Page 1 of 1
Needing Enhanced PDF compare/duplicate finding
Posted: Thu Mar 22, 2018 4:38 pm
by Zardoz2293
I can take a PDF file duplicate it and make a single change and DC v4.1.0 will never find the "similar content" even if it's 99.99999% identical. I have thousands of these cases.
Re: Needing Enhanced PDF compare/duplicate finding
Posted: Thu Mar 22, 2018 11:43 pm
by therube
Unable to confirm.
I took a PDF, edited it replacing the 3-bytes, as shown.
Duplicate Cleaner, at its' default of 90% similarity, showed the files (original, edited copy, & a .bak of the edited copy that my editor made) all as "duplicates".
Ensure that you don't have some other setting that is causing the compare to fail?
(I am surprised that DC does not list a similarity "%", which would point out "exact duplicates" vs "similar duplicates. RFE.)

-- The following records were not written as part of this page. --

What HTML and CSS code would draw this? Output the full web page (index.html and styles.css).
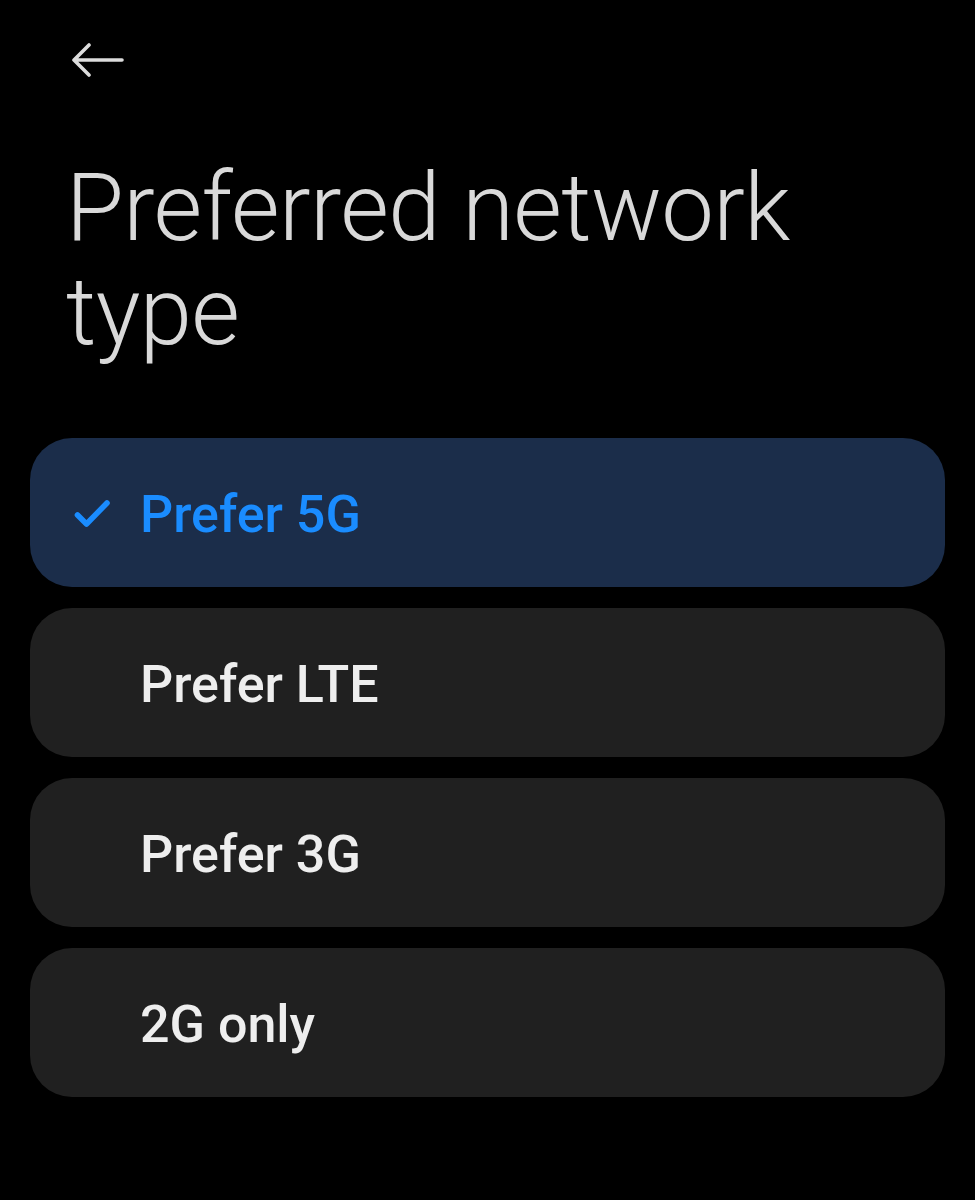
FILE: index.html
```html
<!DOCTYPE html>
<html>
<head>
<meta charset="utf-8">
<link rel="stylesheet" href="styles.css">
</head>
<body>
<div class="page">
  <div class="topbar">
    <svg class="back" width="56" height="36" viewBox="0 0 56 36">
      <path d="M52 17H5M19 2L4 17L19 32" fill="none" stroke="#dcdcdc" stroke-width="3.6" stroke-linecap="round" stroke-linejoin="round"/>
    </svg>
  </div>
  <h1 class="title">Preferred network type</h1>
  <div class="list">
    <div class="item selected">
      <svg class="check" width="38" height="32" viewBox="0 0 38 32">
        <path d="M3.5 17L12.5 26L33 5" fill="none" stroke="#1a8cff" stroke-width="5.6" stroke-linecap="round" stroke-linejoin="round"/>
      </svg>
      <span class="label">Prefer 5G</span>
    </div>
    <div class="item"><span class="label">Prefer LTE</span></div>
    <div class="item"><span class="label">Prefer 3G</span></div>
    <div class="item"><span class="label">2G only</span></div>
  </div>
</div>
</body>
</html>
```

FILE: styles.css
```css
html, body {
  margin: 0;
  padding: 0;
  background: #000;
}
.page {
  width: 975px;
  height: 1200px;
  background: #000;
  font-family: Roboto, "Noto Sans", sans-serif;
}
.topbar {
  height: 118px;
  padding-left: 70px;
  padding-top: 43px;
  box-sizing: border-box;
}
.back {
  display: block;
}
.title {
  margin: 0;
  padding: 38px 60px 0 66px;
  font-weight: 300;
  font-size: 94px;
  line-height: 104px;
  color: #d9d9d9;
  letter-spacing: -0.6px;
  height: 296px;
  box-sizing: border-box;
}
.list {
  display: flex;
  flex-direction: column;
  gap: 21px;
  padding: 0 30px;
  margin-top: 24px;
}
.item {
  height: 149px;
  border-radius: 42px;
  background: #202020;
  display: flex;
  align-items: center;
  padding-left: 110px;
  position: relative;
}
.item.selected {
  background: #1b2d4a;
}
.check {
  position: absolute;
  left: 44px;
  top: 60px;
}
.label {
  font-size: 52px;
  font-weight: 500;
  color: #eeeeee;
  padding-top: 4px;
}
.selected .label {
  color: #1a8cff;
}
```
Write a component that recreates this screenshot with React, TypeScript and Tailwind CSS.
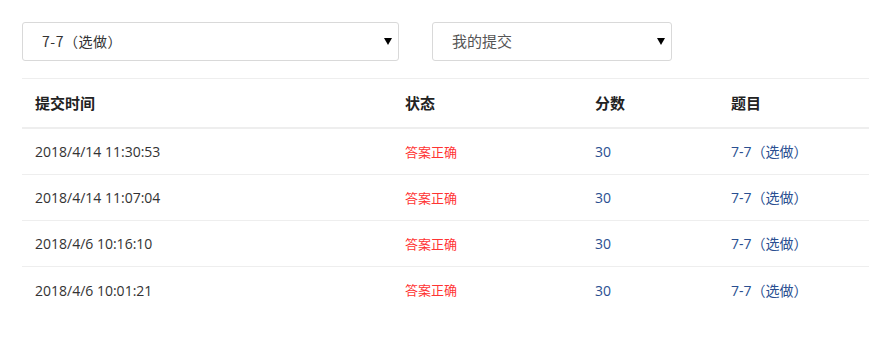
const rows = [
  { time: "2018/4/14 11:30:53", status: "答案正确", score: 30, problem: "7-7（选做）" },
  { time: "2018/4/14 11:07:04", status: "答案正确", score: 30, problem: "7-7（选做）" },
  { time: "2018/4/6 10:16:10", status: "答案正确", score: 30, problem: "7-7（选做）" },
  { time: "2018/4/6 10:01:21", status: "答案正确", score: 30, problem: "7-7（选做）" },
];

const Select = ({ label, width, textClass }: { label: string; width: string; textClass: string }) => (
  <div
    className={`${width} h-[39px] flex items-center justify-between border border-[#d9d9d9] rounded-[3px] bg-white pl-[19px] pr-[6px]`}
  >
    <span className={textClass}>{label}</span>
    {/* little dropdown triangle */}
    <span className="w-0 h-0 border-l-[4px] border-r-[4px] border-t-[7px] border-l-transparent border-r-transparent border-t-black" />
  </div>
);

export default function App() {
  return (
    <div className="min-h-screen bg-white pl-[22px] pt-[22px] font-['Open_Sans','Noto_Sans_CJK_SC',sans-serif] text-[#333]">
      {/* Filters */}
      <div className="flex gap-[33px]">
        <Select
          label="7-7（选做）"
          width="w-[377px]"
          textClass="text-[14px] text-[#333] tracking-[0.5px] font-['Noto_Sans_CJK_SC',sans-serif]"
        />
        <Select
          label="我的提交"
          width="w-[240px]"
          textClass="text-[15px] text-[#555] font-['Noto_Sans_CJK_SC',sans-serif]"
        />
      </div>

      {/* Submissions table */}
      <div className="mt-[17px] border-t border-[#eee]">
        <div className="grid grid-cols-[370px_190px_136px_1fr] h-[50px] items-center border-b-2 border-[#eee] text-[15px] font-bold text-[#222] font-['Noto_Sans_CJK_SC',sans-serif]">
          <div className="pl-[13px]">提交时间</div>
          <div className="pl-[13px]">状态</div>
          <div className="pl-[13px]">分数</div>
          <div className="pl-[13px]">题目</div>
        </div>
        {rows.map((r, i) => (
          <div
            key={i}
            className={`grid grid-cols-[370px_190px_136px_1fr] h-[46px] items-center text-[14px] ${
              i < rows.length - 1 ? "border-b border-[#eee]" : ""
            }`}
          >
            <div className="pl-[13px] text-[#333]">{r.time}</div>
            <div className="pl-[13px] text-[13px] text-[#f33] font-['Noto_Sans_CJK_SC',sans-serif]">{r.status}</div>
            <div className="pl-[13px] text-[#2a4f91]">{r.score}</div>
            <div className="pl-[13px] text-[#2a4f91]">{r.problem}</div>
          </div>
        ))}
      </div>
    </div>
  );
}
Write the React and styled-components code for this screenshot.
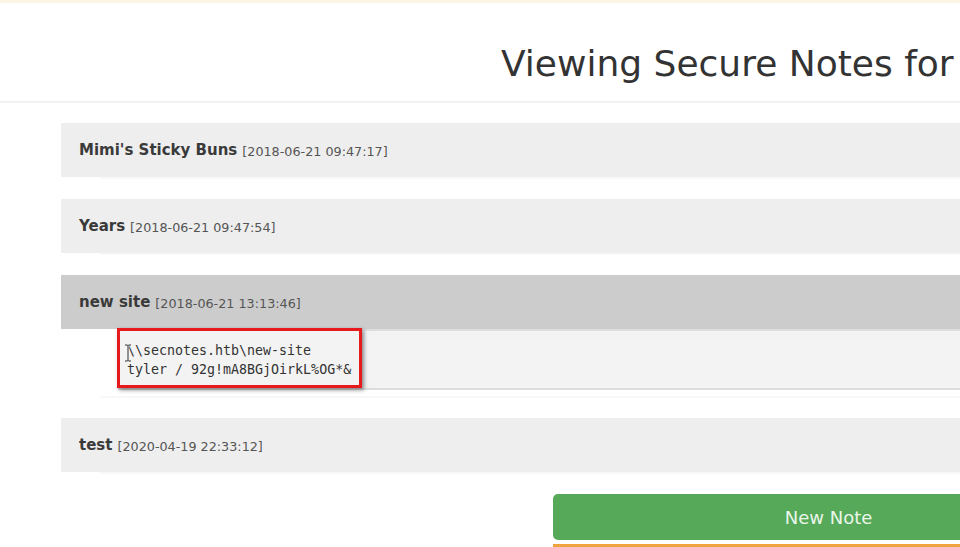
import React from 'react'
import styled, { createGlobalStyle } from 'styled-components'

const GlobalStyle = createGlobalStyle`
  html, body {
    margin: 0;
    padding: 0;
    overflow: hidden;
    background: #ffffff;
    font-family: "DejaVu Sans", Verdana, sans-serif;
  }
`

const Page = styled.div`
  width: 960px;
  height: 547px;
  overflow: hidden;
`

const TopStrip = styled.div`
  height: 3px;
  background: #fcf5e5;
`

const Header = styled.header`
  padding: 40px 0 16px 501px;
  border-bottom: 2px solid #f2f2f2;
`

const Title = styled.h1`
  margin: 0;
  font-size: 36px;
  line-height: 42px;
  font-weight: 400;
  color: #333333;
  white-space: nowrap;
`

const Notes = styled.div`
  display: flex;
  flex-direction: column;
  padding: 20px 0 0 61px;
`

const Panel = styled.div`
  display: flex;
  flex-direction: column;
  margin-bottom: 20px;

  &::after {
    content: '';
    display: block;
    height: 2px;
    margin-left: 39px;
    background: #f8f8f8;
  }
`

const Heading = styled.div`
  display: flex;
  align-items: center;
  gap: 5px;
  height: 54px;
  padding: 0 18px;
  background: ${p => (p.$open ? '#cccccc' : '#eeeeee')};
  color: #3a3a3a;
  white-space: nowrap;
`

const Name = styled.span`
  font-size: 15px;
  font-weight: 700;
`

const Stamp = styled.span`
  font-size: 12.75px;
  color: #555555;
  padding-top: 2px;
`

const Body = styled.div`
  position: relative;
  margin: 0 0 6px 57px;
  padding: 10px 9px 9px;
  background: #f3f3f3;
  border-top: 2px solid #dddddd;
  border-bottom: 2px solid #dddddd;
`

const Pre = styled.pre`
  margin: 0;
  font-family: "DejaVu Sans Mono", "Liberation Mono", monospace;
  font-size: 13.3px;
  line-height: 19px;
  color: #333333;
`

const Highlight = styled.div`
  position: absolute;
  left: -1px;
  top: -3px;
  width: 239px;
  height: 54px;
  border: 3px solid #e8191c;
  box-shadow: 2px 2px 4px rgba(0, 0, 0, 0.45);
  pointer-events: none;
`

const Cursor = styled.svg`
  position: absolute;
  left: 6px;
  top: 13px;
`

const Actions = styled.div`
  display: flex;
  flex-direction: column;
  padding: 0 0 0 553px;
`

const NewNote = styled.button`
  width: 551px;
  height: 46px;
  flex-shrink: 0;
  border: none;
  border-radius: 5px;
  background: #55a958;
  color: #eaf6ea;
  font-family: "DejaVu Sans", Verdana, sans-serif;
  font-size: 18px;
`

const FocusLine = styled.div`
  width: 551px;
  height: 3px;
  flex-shrink: 0;
  margin-top: 4px;
  background: #f0a33c;
`

const notes = [
  { id: 1, name: "Mimi's Sticky Buns", date: '2018-06-21 09:47:17' },
  { id: 2, name: 'Years', date: '2018-06-21 09:47:54' },
  {
    id: 3,
    name: 'new site',
    date: '2018-06-21 13:13:46',
    open: true,
    text: '\\\\secnotes.htb\\new-site\ntyler / 92g!mA8BGjOirkL%OG*&',
  },
  { id: 4, name: 'test', date: '2020-04-19 22:33:12' },
]

const IBeam = () => (
  <Cursor width="8" height="18" viewBox="0 0 8 18">
    <path d="M1 1h2.5l0.5 0.6 0.5-0.6H7M4 1.6v14.8M1 17h2.5l0.5-0.6 0.5 0.6H7" fill="none" stroke="#ffffff" strokeWidth="2.4" />
    <path d="M1 1h2.5l0.5 0.6 0.5-0.6H7M4 1.6v14.8M1 17h2.5l0.5-0.6 0.5 0.6H7" fill="none" stroke="#222222" strokeWidth="1" />
  </Cursor>
)

const App = () => (
  <Page>
    <GlobalStyle />
    <TopStrip />
    <Header>
      <Title>Viewing Secure Notes for</Title>
    </Header>
    <Notes>
      {notes.map(note => (
        <Panel key={note.id}>
          <Heading $open={note.open}>
            <Name>{note.name}</Name>
            <Stamp>[{note.date}]</Stamp>
          </Heading>
          {note.open && (
            <Body>
              <Pre>{note.text}</Pre>
              <Highlight />
              <IBeam />
            </Body>
          )}
        </Panel>
      ))}
    </Notes>
    <Actions>
      <NewNote>New Note</NewNote>
      <FocusLine />
    </Actions>
  </Page>
)

export default App
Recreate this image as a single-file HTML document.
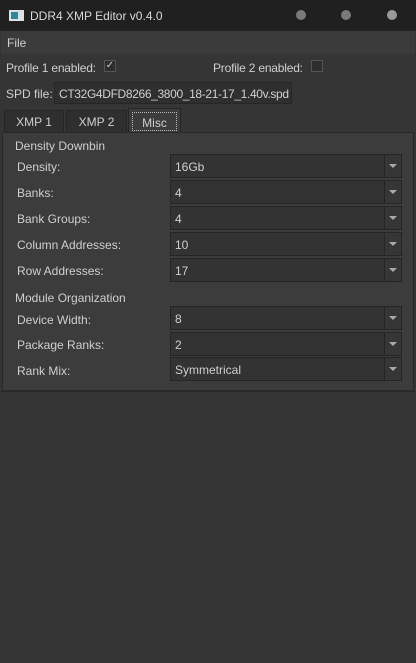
<!DOCTYPE html>
<html><head><style>
*{margin:0;padding:0;box-sizing:border-box}
body{width:416px;height:663px;background:#353535;font-family:"Liberation Sans",sans-serif;font-size:12px;color:#cfcfcf;position:relative;overflow:hidden}
.a{position:absolute;white-space:nowrap}
.title{left:0;top:0;width:416px;height:31px;background:#202020}
.dot{width:10px;height:10px;border-radius:50%;background:#7a7a7a;top:10px}
.menu{left:1px;top:31px;width:414px;height:23px;background:#3b3b3b}
.cb{width:12px;height:12px;border:1px solid #555;background:#2e2e2e}
.inp{left:54px;top:82px;width:238px;height:22px;background:#2f2f2f;border:1px solid #262626;padding:4px 4px;font-size:12px;letter-spacing:-0.35px;overflow:hidden}
.tab{top:110px;height:22px;background:#2f2f2f;border:1px solid #262626;border-bottom:none;text-align:center;padding-top:4px;font-size:12px}
.panel{left:2px;top:132px;width:412px;height:259px;background:#3c3c3c;border:1px solid #2a2a2a}
.lbl{left:17px}
.combo{left:170px;width:232px;height:24px;background:#333;border:1px solid #252525;padding:5px 4px;font-size:12px}
.combo:after{content:"";position:absolute;right:0;top:0;width:16px;height:22px;border-left:1px solid #252525;background:#363636}
.combo i{position:absolute;right:4px;top:9px;width:0;height:0;border-left:4px solid transparent;border-right:4px solid transparent;border-top:4px solid #aaa;z-index:2}
.bottom{left:0;top:391px;width:416px;height:272px;background:#353535;border-top:1px solid #2a2a2a}
</style></head><body>
<div class="a title"></div>
<div class="a" style="left:9px;top:10px;width:15px;height:11px;background:#e0e0e0"><div class="a" style="left:2px;top:2px;width:7px;height:7px;background:#2a8a9a"></div></div>
<div class="a" style="left:30px;top:9px;font-size:12px;color:#d8d8d8">DDR4 XMP Editor v0.4.0</div>
<div class="a dot" style="left:296px"></div>
<div class="a dot" style="left:341px"></div>
<div class="a dot" style="left:387px;background:#9a9a9a"></div>
<div class="a menu"><span class="a" style="left:6px;top:5px">File</span></div>
<div class="a" style="left:6px;top:61px;letter-spacing:-0.2px">Profile 1 enabled:</div>
<div class="a cb" style="left:104px;top:60px;color:#ccc;font-size:10px;line-height:10px;text-align:center">✓</div>
<div class="a" style="left:213px;top:61px;letter-spacing:-0.2px">Profile 2 enabled:</div>
<div class="a cb" style="left:311px;top:60px"></div>
<div class="a" style="left:6px;top:87px">SPD file:</div>
<div class="a inp">CT32G4DFD8266_3800_18-21-17_1.40v.spd</div>
<div class="a tab" style="left:4px;width:60px">XMP 1</div>
<div class="a tab" style="left:66px;width:61px">XMP 2</div>
<div class="a tab" style="left:128px;top:108px;height:25px;width:53px;background:#3c3c3c;padding:3px 3px 0"><div style="border:1px dotted #bbb;height:19px;padding-top:3px">Misc</div></div>
<div class="a panel"></div>
<div class="a" style="left:15px;top:139px">Density Downbin</div>
<div class="a lbl" style="top:160px">Density:</div><div class="a combo" style="top:154px">16Gb<i></i></div>
<div class="a lbl" style="top:186px">Banks:</div><div class="a combo" style="top:180px">4<i></i></div>
<div class="a lbl" style="top:212px">Bank Groups:</div><div class="a combo" style="top:206px">4<i></i></div>
<div class="a lbl" style="top:238px">Column Addresses:</div><div class="a combo" style="top:232px">10<i></i></div>
<div class="a lbl" style="top:264px">Row Addresses:</div><div class="a combo" style="top:258px">17<i></i></div>
<div class="a" style="left:15px;top:291px">Module Organization</div>
<div class="a lbl" style="top:313px">Device Width:</div><div class="a combo" style="top:306px">8<i></i></div>
<div class="a lbl" style="top:338px">Package Ranks:</div><div class="a combo" style="top:332px">2<i></i></div>
<div class="a lbl" style="top:364px">Rank Mix:</div><div class="a combo" style="top:357px">Symmetrical<i></i></div>
<div class="a bottom"></div>
</body></html>
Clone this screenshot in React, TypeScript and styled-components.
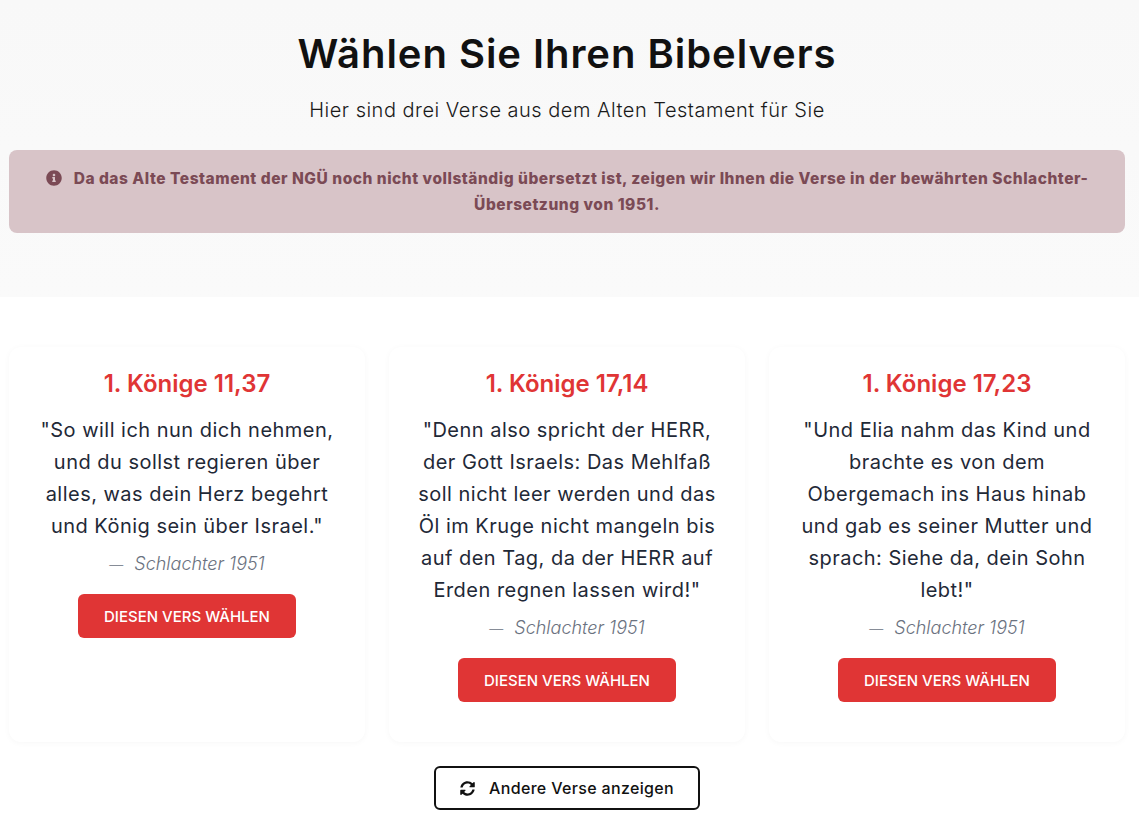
import React from "react";
import styled, { createGlobalStyle } from "styled-components";
import { FaInfoCircle, FaSyncAlt } from "react-icons/fa";

const Global = createGlobalStyle`
  html, body {
    margin: 0;
    padding: 0;
    height: 814px;
    overflow: hidden;
    background: #fff;
    font-family: "Inter", "Noto Sans", sans-serif;
  }
  * { box-sizing: border-box; }
`;

const Hero = styled.header`
  height: 297px;
  background: linear-gradient(180deg, #f8f8f8, #fafafa);
  padding: 27px 14px 0 9px;
  text-align: center;
`;

const Title = styled.h1`
  margin: 0;
  font-size: 40px;
  line-height: 54px;
  font-weight: 600;
  color: #111;
  letter-spacing: 0.95px;
`;

const Subtitle = styled.p`
  margin: 13px 0 0;
  font-size: 20px;
  line-height: 32px;
  font-weight: 300;
  color: #1a1a1a;
  letter-spacing: 0.5px;
`;

const Notice = styled.div`
  margin-top: 24px;
  height: 83px;
  padding: 16px 24px;
  border-radius: 8px;
  background: #d8c4c8;
  color: #7b4a55;
  font-size: 15.5px;
  line-height: 26px;
  font-weight: 800;
  letter-spacing: 0.53px;
`;

const NoticeIcon = styled(FaInfoCircle)`
  width: 16px;
  height: 16px;
  margin-right: 12px;
  vertical-align: -2px;
`;

const Cards = styled.section`
  display: grid;
  grid-template-columns: repeat(3, 356px);
  gap: 24px;
  padding: 50px 14px 0 9px;
`;

const Card = styled.article`
  height: 395px;
  padding: 20px 24px 0;
  border-radius: 12px;
  background: #fff;
  box-shadow: 0 1px 6px rgba(0, 0, 0, 0.035);
  text-align: center;
`;

const Reference = styled.h2`
  margin: 0;
  font-size: 24px;
  line-height: 34px;
  font-weight: 600;
  color: #e03535;
`;

const Verse = styled.p`
  margin: 13px 0 0;
  font-size: 20px;
  line-height: 32px;
  font-weight: 400;
  color: #1f2937;
  letter-spacing: 0.48px;
`;

const Source = styled.p`
  margin: 6px 0 0;
  font-size: 18px;
  line-height: 32px;
  font-style: italic;
  font-weight: 300;
  color: #6b7280;
`;

const Dash = styled.span`
  font-size: 14px;
  line-height: 1;
  font-style: normal;
  margin-right: 11px;
`;

const Choose = styled.button`
  display: block;
  width: 218px;
  height: 44px;
  margin: 14px auto 0;
  border: 0;
  border-radius: 6px;
  background: #e03535;
  color: #fff;
  font-family: inherit;
  font-size: 15px;
  font-weight: 500;
`;

const Footer = styled.div`
  display: flex;
  justify-content: center;
  padding: 24px 14px 0 9px;
`;

const Other = styled.button`
  display: flex;
  align-items: center;
  justify-content: center;
  gap: 14px;
  width: 266px;
  height: 44px;
  border: 2px solid #111;
  border-radius: 6px;
  background: #fff;
  color: #111;
  font-family: inherit;
  font-size: 16px;
  font-weight: 500;
  letter-spacing: 0.33px;
`;

const verses = [
  {
    ref: "1. Könige 11,37",
    text: "\"So will ich nun dich nehmen, und du sollst regieren über alles, was dein Herz begehrt und König sein über Israel.\"",
  },
  {
    ref: "1. Könige 17,14",
    text: "\"Denn also spricht der HERR, der Gott Israels: Das Mehlfaß soll nicht leer werden und das Öl im Kruge nicht mangeln bis auf den Tag, da der HERR auf Erden regnen lassen wird!\"",
  },
  {
    ref: "1. Könige 17,23",
    text: "\"Und Elia nahm das Kind und brachte es von dem Obergemach ins Haus hinab und gab es seiner Mutter und sprach: Siehe da, dein Sohn lebt!\"",
  },
];

export default function App() {
  return (
    <>
      <Global />
      <Hero>
        <Title>Wählen Sie Ihren Bibelvers</Title>
        <Subtitle>Hier sind drei Verse aus dem Alten Testament für Sie</Subtitle>
        <Notice>
          <NoticeIcon />
          Da das Alte Testament der NGÜ noch nicht vollständig übersetzt ist, zeigen wir Ihnen die Verse in der bewährten Schlachter-Übersetzung von 1951.
        </Notice>
      </Hero>
      <Cards>
        {verses.map((v) => (
          <Card key={v.ref}>
            <Reference>{v.ref}</Reference>
            <Verse>{v.text}</Verse>
            <Source>
              <Dash>—</Dash>Schlachter 1951
            </Source>
            <Choose>DIESEN VERS WÄHLEN</Choose>
          </Card>
        ))}
      </Cards>
      <Footer>
        <Other>
          <FaSyncAlt size={15} />
          Andere Verse anzeigen
        </Other>
      </Footer>
    </>
  );
}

Edit: Looks like I've had that thought before, heh,
RFE: Similar Searches Should Display Similarity %.
Re: Needing Enhanced PDF compare/duplicate finding
Posted: Fri Mar 23, 2018 9:49 am
by DigitalVolcano
It's possible that small changes to a PDF can impact a lot on the file, as it is a binary format, which is why the search isn't picking it up.
Enhanced PDF reading is on the wish list.